Love the project!  Upgrading a mediocre knife like that is great.

-Ron


----------



## Ray C (Aug 12, 2014)

Nice pics and nice knives...

One thing though, if you think your knives are cheap, you're going to flip when you see mine...  The local hardware store sells these for $1.99 each.  I love them and buy another each time I go there (a couple times a week).  They function very well and the blades are strong and sharp.  The one kept in my pocket gets used a dozen times a day.  I've been tempted to make better scales for them but that would surely mean they'd end-up in irretrievably lost at the bottom of a bilge...






Ray


----------



## wquiles (Aug 12, 2014)

Good point Ray - "cheap" knife is a relative thing )

The Kershaw Thermite is "based" on a Hinderer knife that costs $300+, so to get many of the basic features for $24 (on Amazon), that is pretty good.


----------



## Jamespvill (Aug 12, 2014)

Very cool modification! I've always had an obsession with knifes, but never learned how to properly sharpen one until fairly recently. I always use a Lightening OTF knife when I'm in the shop. Unfortunately not legal in most states, but as a utility knife at home...fair game! The automatic in/out sure makes it convenient for one-handed use.


----------



## wquiles (Aug 13, 2014)

I wanted a little bit more grip in the back spine, so using a round head end mill, I grooved the back side:
















Still at 3.9oz - not much removed to make a difference, but much better grip now.


----------



## High-Side (Aug 17, 2014)

I always like your projects and write ups.
:thumbzup:


----------



## wquiles (Aug 17, 2014)

Thank you.  I have similar plans for the second one I bought, so this first one is the "test bed" for the mods


----------



## Andre (Aug 21, 2014)

Nice work! Your already better than a lot of knife modders out there. 
The spyderco military is a great knife, but it is bulky. I bet thats why they made the paramilitary. A lighter and smaller version, but with the addition of the compression lock instead of the framelock.
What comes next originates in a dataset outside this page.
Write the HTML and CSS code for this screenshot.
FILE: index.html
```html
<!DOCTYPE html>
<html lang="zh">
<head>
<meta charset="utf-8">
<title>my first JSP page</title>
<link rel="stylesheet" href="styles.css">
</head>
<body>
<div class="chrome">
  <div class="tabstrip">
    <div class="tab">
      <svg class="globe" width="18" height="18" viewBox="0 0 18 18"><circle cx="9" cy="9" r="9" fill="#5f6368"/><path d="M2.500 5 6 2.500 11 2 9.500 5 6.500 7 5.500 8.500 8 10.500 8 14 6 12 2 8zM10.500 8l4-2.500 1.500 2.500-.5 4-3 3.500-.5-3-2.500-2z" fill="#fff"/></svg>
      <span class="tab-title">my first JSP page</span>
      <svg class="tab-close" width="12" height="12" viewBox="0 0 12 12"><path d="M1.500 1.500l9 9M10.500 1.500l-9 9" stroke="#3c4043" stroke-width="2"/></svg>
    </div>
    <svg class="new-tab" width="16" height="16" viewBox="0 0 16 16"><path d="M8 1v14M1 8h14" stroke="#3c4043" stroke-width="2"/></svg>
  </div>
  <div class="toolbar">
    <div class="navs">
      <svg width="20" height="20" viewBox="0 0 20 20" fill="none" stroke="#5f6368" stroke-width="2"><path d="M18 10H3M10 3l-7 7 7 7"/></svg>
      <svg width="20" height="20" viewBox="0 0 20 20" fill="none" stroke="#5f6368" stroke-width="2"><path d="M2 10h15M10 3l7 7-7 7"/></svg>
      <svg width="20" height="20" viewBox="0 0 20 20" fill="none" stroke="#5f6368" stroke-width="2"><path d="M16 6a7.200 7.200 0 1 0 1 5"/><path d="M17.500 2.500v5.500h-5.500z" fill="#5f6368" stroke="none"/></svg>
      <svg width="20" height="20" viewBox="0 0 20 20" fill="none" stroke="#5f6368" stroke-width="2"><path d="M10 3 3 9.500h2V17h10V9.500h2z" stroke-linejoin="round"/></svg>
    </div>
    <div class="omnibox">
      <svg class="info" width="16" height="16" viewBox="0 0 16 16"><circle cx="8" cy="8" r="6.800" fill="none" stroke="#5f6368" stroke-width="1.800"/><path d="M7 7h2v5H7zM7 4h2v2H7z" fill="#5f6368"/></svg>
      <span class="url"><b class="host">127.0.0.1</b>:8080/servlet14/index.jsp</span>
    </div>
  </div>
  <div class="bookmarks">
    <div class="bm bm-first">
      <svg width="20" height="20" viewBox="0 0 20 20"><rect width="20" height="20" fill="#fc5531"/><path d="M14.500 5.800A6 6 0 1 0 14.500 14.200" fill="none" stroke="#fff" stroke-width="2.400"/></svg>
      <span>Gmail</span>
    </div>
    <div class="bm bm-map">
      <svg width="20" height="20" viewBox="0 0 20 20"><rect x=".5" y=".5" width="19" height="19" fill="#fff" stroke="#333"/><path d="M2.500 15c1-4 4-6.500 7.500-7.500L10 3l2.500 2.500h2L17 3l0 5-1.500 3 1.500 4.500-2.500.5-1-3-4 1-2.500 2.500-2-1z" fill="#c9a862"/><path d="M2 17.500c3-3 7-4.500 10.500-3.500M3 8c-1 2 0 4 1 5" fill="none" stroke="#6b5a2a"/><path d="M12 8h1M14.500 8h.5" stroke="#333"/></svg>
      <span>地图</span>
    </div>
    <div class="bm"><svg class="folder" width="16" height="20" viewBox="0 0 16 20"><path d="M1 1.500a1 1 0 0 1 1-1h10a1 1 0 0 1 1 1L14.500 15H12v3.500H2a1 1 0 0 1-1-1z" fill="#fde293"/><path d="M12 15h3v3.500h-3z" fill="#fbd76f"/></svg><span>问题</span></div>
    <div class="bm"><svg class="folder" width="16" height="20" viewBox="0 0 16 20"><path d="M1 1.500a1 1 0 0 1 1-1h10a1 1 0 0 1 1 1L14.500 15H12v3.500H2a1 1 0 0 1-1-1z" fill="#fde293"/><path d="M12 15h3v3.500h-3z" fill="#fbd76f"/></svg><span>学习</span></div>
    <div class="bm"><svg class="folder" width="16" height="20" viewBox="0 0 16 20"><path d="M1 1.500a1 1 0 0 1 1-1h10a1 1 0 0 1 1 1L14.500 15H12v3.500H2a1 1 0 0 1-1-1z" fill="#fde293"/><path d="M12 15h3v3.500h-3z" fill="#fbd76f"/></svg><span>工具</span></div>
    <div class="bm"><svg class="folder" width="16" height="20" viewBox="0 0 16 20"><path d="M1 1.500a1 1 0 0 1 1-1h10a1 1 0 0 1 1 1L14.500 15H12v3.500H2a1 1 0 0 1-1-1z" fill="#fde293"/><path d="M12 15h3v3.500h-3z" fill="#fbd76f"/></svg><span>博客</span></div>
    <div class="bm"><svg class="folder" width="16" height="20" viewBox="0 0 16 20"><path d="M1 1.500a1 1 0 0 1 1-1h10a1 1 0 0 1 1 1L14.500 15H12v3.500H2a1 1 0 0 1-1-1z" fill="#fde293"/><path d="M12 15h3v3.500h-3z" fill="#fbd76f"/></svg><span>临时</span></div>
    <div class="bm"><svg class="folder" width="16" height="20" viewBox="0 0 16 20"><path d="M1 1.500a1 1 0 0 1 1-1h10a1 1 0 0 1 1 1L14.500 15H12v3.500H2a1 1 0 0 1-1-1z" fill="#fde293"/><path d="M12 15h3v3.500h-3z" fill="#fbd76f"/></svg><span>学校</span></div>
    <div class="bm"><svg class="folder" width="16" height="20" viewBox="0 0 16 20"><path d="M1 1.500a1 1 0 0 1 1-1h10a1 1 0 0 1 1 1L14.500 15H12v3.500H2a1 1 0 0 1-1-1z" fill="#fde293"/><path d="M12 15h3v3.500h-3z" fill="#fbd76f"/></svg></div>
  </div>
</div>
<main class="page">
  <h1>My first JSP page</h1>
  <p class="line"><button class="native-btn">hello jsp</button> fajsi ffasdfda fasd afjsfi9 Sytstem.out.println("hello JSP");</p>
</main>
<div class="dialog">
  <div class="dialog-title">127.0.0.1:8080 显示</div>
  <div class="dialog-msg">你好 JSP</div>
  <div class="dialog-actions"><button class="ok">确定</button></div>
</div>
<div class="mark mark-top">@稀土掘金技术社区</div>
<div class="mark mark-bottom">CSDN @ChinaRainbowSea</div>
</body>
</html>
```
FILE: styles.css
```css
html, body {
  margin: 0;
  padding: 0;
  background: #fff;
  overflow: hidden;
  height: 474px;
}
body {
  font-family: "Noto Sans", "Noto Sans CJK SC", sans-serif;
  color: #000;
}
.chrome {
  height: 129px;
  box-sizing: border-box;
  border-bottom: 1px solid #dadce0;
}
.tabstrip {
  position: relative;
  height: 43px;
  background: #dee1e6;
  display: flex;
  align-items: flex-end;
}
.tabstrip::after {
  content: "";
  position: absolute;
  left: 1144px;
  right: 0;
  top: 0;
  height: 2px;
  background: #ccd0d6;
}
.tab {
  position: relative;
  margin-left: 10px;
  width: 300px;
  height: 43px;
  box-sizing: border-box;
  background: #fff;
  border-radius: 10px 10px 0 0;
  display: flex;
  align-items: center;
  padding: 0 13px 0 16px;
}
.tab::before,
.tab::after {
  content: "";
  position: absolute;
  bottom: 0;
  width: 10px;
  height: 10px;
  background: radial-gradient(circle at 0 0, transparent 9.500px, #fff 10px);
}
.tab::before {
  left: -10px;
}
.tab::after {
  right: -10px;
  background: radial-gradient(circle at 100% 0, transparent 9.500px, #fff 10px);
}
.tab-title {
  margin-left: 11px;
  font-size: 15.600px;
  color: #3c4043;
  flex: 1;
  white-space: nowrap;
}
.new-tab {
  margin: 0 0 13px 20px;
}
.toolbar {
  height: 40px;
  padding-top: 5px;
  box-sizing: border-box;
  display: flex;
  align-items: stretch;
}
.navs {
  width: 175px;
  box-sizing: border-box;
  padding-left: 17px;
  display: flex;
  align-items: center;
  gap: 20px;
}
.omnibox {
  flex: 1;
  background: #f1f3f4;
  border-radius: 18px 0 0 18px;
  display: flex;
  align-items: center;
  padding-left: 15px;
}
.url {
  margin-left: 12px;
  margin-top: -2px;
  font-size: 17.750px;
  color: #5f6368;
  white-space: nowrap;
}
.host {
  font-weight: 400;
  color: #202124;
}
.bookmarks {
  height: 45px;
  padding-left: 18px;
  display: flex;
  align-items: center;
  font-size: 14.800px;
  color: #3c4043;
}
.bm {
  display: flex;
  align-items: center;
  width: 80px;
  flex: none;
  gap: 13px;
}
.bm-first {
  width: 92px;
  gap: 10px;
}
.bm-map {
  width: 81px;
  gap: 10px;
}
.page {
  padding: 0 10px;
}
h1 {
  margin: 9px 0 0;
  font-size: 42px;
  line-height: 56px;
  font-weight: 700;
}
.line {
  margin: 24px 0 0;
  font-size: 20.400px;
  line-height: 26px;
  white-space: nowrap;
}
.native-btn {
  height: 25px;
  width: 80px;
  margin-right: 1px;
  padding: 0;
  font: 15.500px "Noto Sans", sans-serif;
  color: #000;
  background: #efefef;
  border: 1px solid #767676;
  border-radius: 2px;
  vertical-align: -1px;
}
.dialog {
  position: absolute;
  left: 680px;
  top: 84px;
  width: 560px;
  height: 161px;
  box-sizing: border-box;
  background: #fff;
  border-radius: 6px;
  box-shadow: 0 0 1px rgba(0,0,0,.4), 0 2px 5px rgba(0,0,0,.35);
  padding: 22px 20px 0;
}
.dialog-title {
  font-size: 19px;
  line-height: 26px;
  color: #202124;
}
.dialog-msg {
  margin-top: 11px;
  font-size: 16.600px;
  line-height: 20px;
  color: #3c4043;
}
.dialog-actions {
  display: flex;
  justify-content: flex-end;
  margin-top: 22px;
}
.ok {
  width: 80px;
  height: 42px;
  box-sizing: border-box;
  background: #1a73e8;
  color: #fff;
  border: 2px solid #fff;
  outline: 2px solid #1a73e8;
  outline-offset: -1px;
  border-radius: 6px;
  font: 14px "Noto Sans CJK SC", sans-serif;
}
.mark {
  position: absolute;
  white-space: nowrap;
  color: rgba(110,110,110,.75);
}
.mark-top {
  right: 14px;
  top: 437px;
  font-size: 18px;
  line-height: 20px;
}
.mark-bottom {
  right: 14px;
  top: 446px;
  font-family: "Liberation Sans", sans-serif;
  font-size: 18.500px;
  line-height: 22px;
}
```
I like my Endura 4, also have a Spyderco resilience is just a little too large. I will eventyally convert it to a tanto blade shape and maybe I will like it then.


----------



## melsdad (Aug 21, 2014)

Very nice work! Have you built a liner lock from scratch?
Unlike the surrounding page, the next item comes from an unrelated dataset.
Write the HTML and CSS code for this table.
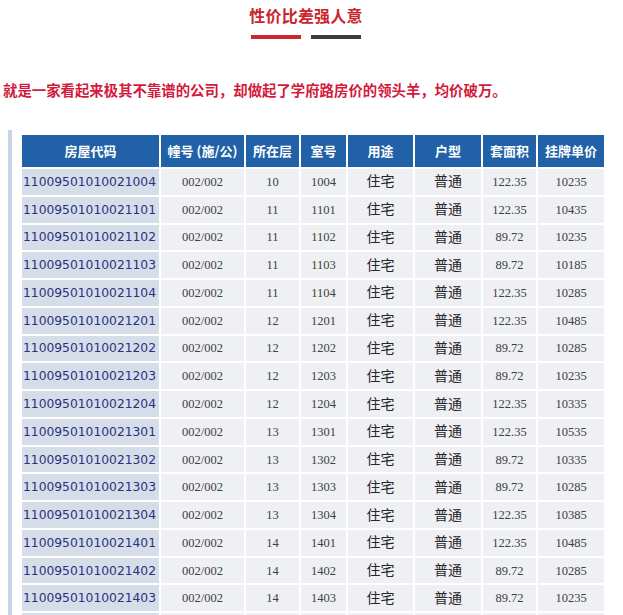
FILE: index.html
```html
<!DOCTYPE html>
<html lang="zh">
<head>
<meta charset="utf-8">
<title>性价比差强人意</title>
<link rel="stylesheet" href="styles.css">
</head>
<body>
<header class="head">
  <h1 class="title">性价比差强人意</h1>
  <div class="bars"><span class="bar bar-red"></span><span class="bar bar-dark"></span></div>
</header>
<p class="lead">就是一家看起来极其不靠谱的公司，却做起了学府路房价的领头羊，均价破万。</p>
<section class="panel">
<table class="grid">
  <colgroup>
    <col class="c1"><col class="c2"><col class="c3"><col class="c4"><col class="c5"><col class="c6"><col class="c7"><col class="c8">
  </colgroup>
  <thead>
    <tr><th>房屋代码</th><th>幢号 (施/公)</th><th>所在层</th><th>室号</th><th>用途</th><th>户型</th><th>套面积</th><th>挂牌单价</th></tr>
  </thead>
  <tbody>
    <tr><td class="code">11009501010021004</td><td class="num">002/002</td><td class="num">10</td><td class="num">1004</td><td class="cn">住宅</td><td class="cn">普通</td><td class="num">122.35</td><td class="num">10235</td></tr>
    <tr><td class="code">11009501010021101</td><td class="num">002/002</td><td class="num">11</td><td class="num">1101</td><td class="cn">住宅</td><td class="cn">普通</td><td class="num">122.35</td><td class="num">10435</td></tr>
    <tr><td class="code">11009501010021102</td><td class="num">002/002</td><td class="num">11</td><td class="num">1102</td><td class="cn">住宅</td><td class="cn">普通</td><td class="num">89.72</td><td class="num">10235</td></tr>
    <tr><td class="code">11009501010021103</td><td class="num">002/002</td><td class="num">11</td><td class="num">1103</td><td class="cn">住宅</td><td class="cn">普通</td><td class="num">89.72</td><td class="num">10185</td></tr>
    <tr><td class="code">11009501010021104</td><td class="num">002/002</td><td class="num">11</td><td class="num">1104</td><td class="cn">住宅</td><td class="cn">普通</td><td class="num">122.35</td><td class="num">10285</td></tr>
    <tr><td class="code">11009501010021201</td><td class="num">002/002</td><td class="num">12</td><td class="num">1201</td><td class="cn">住宅</td><td class="cn">普通</td><td class="num">122.35</td><td class="num">10485</td></tr>
    <tr><td class="code">11009501010021202</td><td class="num">002/002</td><td class="num">12</td><td class="num">1202</td><td class="cn">住宅</td><td class="cn">普通</td><td class="num">89.72</td><td class="num">10285</td></tr>
    <tr><td class="code">11009501010021203</td><td class="num">002/002</td><td class="num">12</td><td class="num">1203</td><td class="cn">住宅</td><td class="cn">普通</td><td class="num">89.72</td><td class="num">10235</td></tr>
    <tr><td class="code">11009501010021204</td><td class="num">002/002</td><td class="num">12</td><td class="num">1204</td><td class="cn">住宅</td><td class="cn">普通</td><td class="num">122.35</td><td class="num">10335</td></tr>
    <tr><td class="code">11009501010021301</td><td class="num">002/002</td><td class="num">13</td><td class="num">1301</td><td class="cn">住宅</td><td class="cn">普通</td><td class="num">122.35</td><td class="num">10535</td></tr>
    <tr><td class="code">11009501010021302</td><td class="num">002/002</td><td class="num">13</td><td class="num">1302</td><td class="cn">住宅</td><td class="cn">普通</td><td class="num">89.72</td><td class="num">10335</td></tr>
    <tr><td class="code">11009501010021303</td><td class="num">002/002</td><td class="num">13</td><td class="num">1303</td><td class="cn">住宅</td><td class="cn">普通</td><td class="num">89.72</td><td class="num">10285</td></tr>
    <tr><td class="code">11009501010021304</td><td class="num">002/002</td><td class="num">13</td><td class="num">1304</td><td class="cn">住宅</td><td class="cn">普通</td><td class="num">122.35</td><td class="num">10385</td></tr>
    <tr><td class="code">11009501010021401</td><td class="num">002/002</td><td class="num">14</td><td class="num">1401</td><td class="cn">住宅</td><td class="cn">普通</td><td class="num">122.35</td><td class="num">10485</td></tr>
    <tr><td class="code">11009501010021402</td><td class="num">002/002</td><td class="num">14</td><td class="num">1402</td><td class="cn">住宅</td><td class="cn">普通</td><td class="num">89.72</td><td class="num">10285</td></tr>
    <tr><td class="code">11009501010021403</td><td class="num">002/002</td><td class="num">14</td><td class="num">1403</td><td class="cn">住宅</td><td class="cn">普通</td><td class="num">89.72</td><td class="num">10235</td></tr>
    <tr class="tail"><td class="code"></td><td class="num"></td><td class="num"></td><td class="num"></td><td class="cn"></td><td class="cn"></td><td class="num"></td><td class="num"></td></tr>
  </tbody>
</table>
</section>
</body>
</html>
```

FILE: styles.css
```css
html, body {
  margin: 0;
  padding: 0;
  background: #ffffff;
}
body {
  font-family: "Noto Sans CJK SC", "Noto Sans", sans-serif;
  overflow: hidden;
  height: 615px;
}
.head {
  padding-top: 5px;
  padding-right: 11px;
  display: flex;
  flex-direction: column;
  align-items: center;
}
.title {
  margin: 0;
  font-size: 16px;
  line-height: 20px;
  font-weight: 700;
  color: #c8262c;
  letter-spacing: 0.2px;
}
.bars {
  display: flex;
  gap: 10px;
  margin-top: 10px;
}
.bar {
  display: block;
  width: 50px;
  height: 4px;
}
.bar-red { background: #c9292c; }
.bar-dark { background: #3b3b3b; }

.lead {
  margin: 43px 0 0 3px;
  font-size: 14.4px;
  line-height: 16px;
  font-weight: 700;
  color: #d31a3c;
  white-space: nowrap;
}

.panel {
  margin: 32px 0 0 8px;
  padding: 3px 0 0 8px;
  border-left: 4px solid #c6d4e4;
}
.grid {
  border-collapse: separate;
  border-spacing: 2px;
  table-layout: fixed;
  width: 586px;
}
.c1 { width: 137px; }
.c2 { width: 83px; }
.c3 { width: 53px; }
.c4 { width: 45px; }
.c5 { width: 65px; }
.c6 { width: 66px; }
.c7 { width: 53px; }
.c8 { width: 66px; }

.grid th {
  height: 31px;
  padding: 0 0 1px;
  background: #2161a7;
  color: #ffffff;
  font-size: 13px;
  line-height: 16px;
  font-weight: 700;
  text-align: center;
  vertical-align: middle;
  white-space: nowrap;
}
.grid td {
  height: 25.78px;
  padding: 0;
  background: #eff0f3;
  text-align: center;
  vertical-align: middle;
  white-space: nowrap;
  line-height: 16px;
}
.grid td.code {
  background: #d5dde9;
  text-align: left;
  padding-left: 1px;
  font-family: "DejaVu Sans", Verdana, sans-serif;
  font-size: 12.3px;
  color: #2b2f7e;
}
.grid td.num {
  font-family: "Liberation Serif", "Times New Roman", serif;
  font-variant-numeric: tabular-nums;
  font-size: 12.5px;
  color: #404040;
}
.grid td.cn {
  font-family: "Noto Sans CJK SC", sans-serif;
  font-size: 14px;
  color: #262626;
  padding-bottom: 3px;
  height: 22.78px;
}
```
That is on my list of projects!!


----------



## wquiles (Aug 21, 2014)

Thank you guys.

Based on what I have learned from this one, for my next Thermite I will be using ceramic bearings, and a new scheme for the "holes".  Hopefully in the next week or so


----------



## zmotorsports (Aug 21, 2014)

Wow.  Very nice work.  Looks great.

Mike.


----------



## Andre (Aug 21, 2014)

melsdad said:


> Very nice work! Have you built a liner lock from scratch?
> 
> That is on my list of projects!!



Why not make a framelock? A lot stronger and considered higher class.


----------



## X-RAY (Aug 23, 2014)

im impressed, very cool. not to criticize, but with your skill level, why not just build the whole thing from scratch? again, not trying to "cut" (sorry) down your project, just curious. thanks.


----------



## wquiles (Sep 7, 2014)

melsdad said:


> Very nice work! Have you built a liner lock from scratch?
> 
> That is on my list of projects!!





Andre said:


> Why not make a framelock? A lot stronger and considered higher class.





X-RAY said:


> im impressed, very cool. not to criticize, but with your skill level, why not just build the whole thing from scratch? again, not trying to "cut" (sorry) down your project, just curious. thanks.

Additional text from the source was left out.